Positive presidential legacies in foreign policy are rare things. Some presidents leave nothing behind. Others bungle things, making the country worse off. Still others make modest accomplishments that are overturned by their successors. The most successful were the ones who grasped the essence of a crisis and rose to the occasion to meet it. That was what Truman and Eisenhower did when they established a containment strategy that lasted for a generation. And that was what Ronald Reagan and George H. W. Bush did when they won the Cold War.

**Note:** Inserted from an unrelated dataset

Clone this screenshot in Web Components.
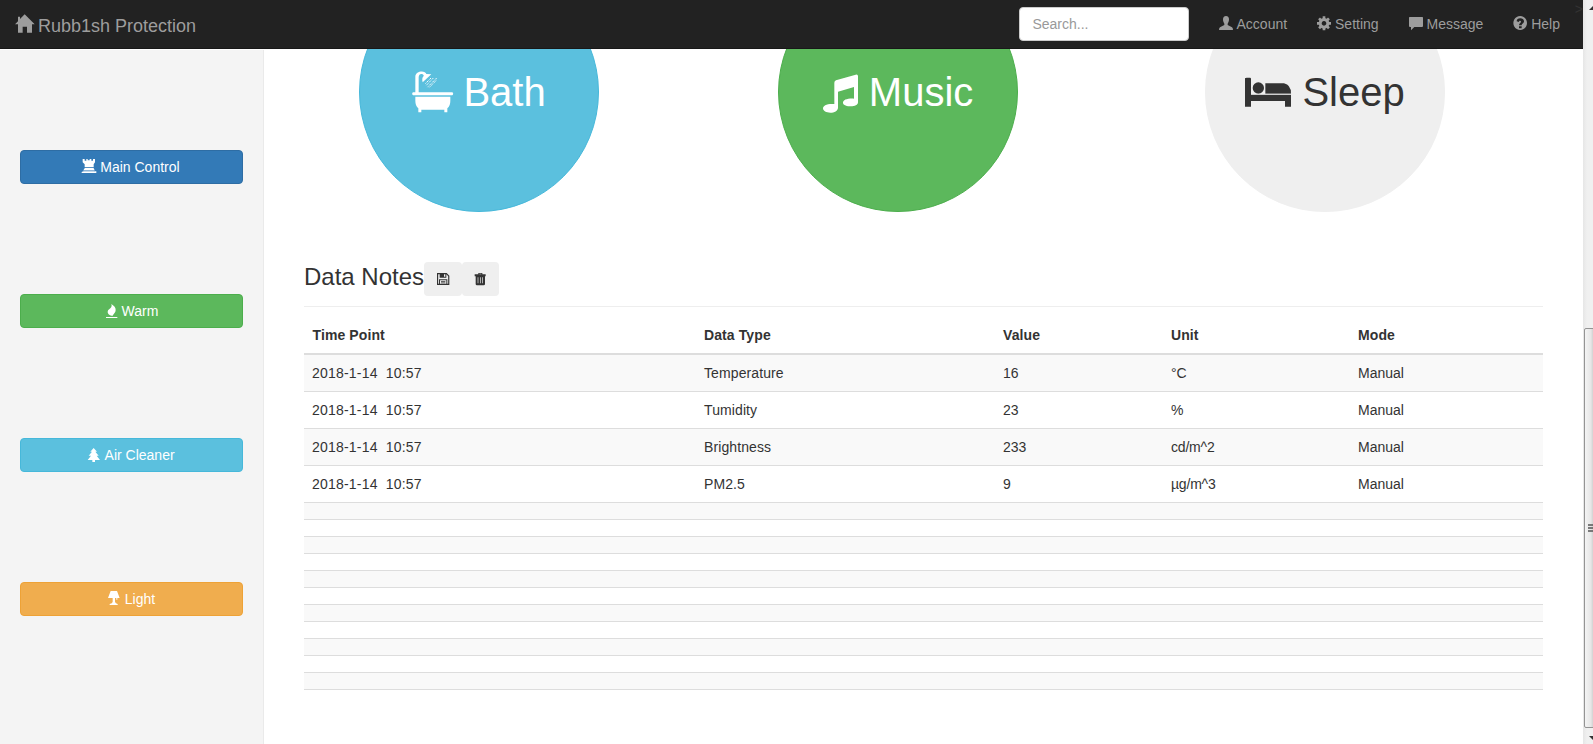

Whether George W. Bush achieves the hallowed historical status of a Truman or Reagan depends on his leaving a lasting legacy of freedom and prosperity. To do that, he must figure out how to marry his obvious strength of fortitude with a newly developed flexibility toward his longstanding goals. All too often in the later years of their terms, presidents confuse tactics and goals, feeling the need more to defend what they've done than to decide what must be done next. President Bush should not make this mistake. He will never run for office again. He should be less concerned about defending his decisions than about getting better results. It is on the latter that his presidency will be judged long after his current critics are dead and gone.

Kim R. Holmes, Ph.D., is Vice President of Foreign and Defense Policy Studies and Director of the Kathryn and Shelby Cullom Davis Institute for International Studies at The Heritage Foundation.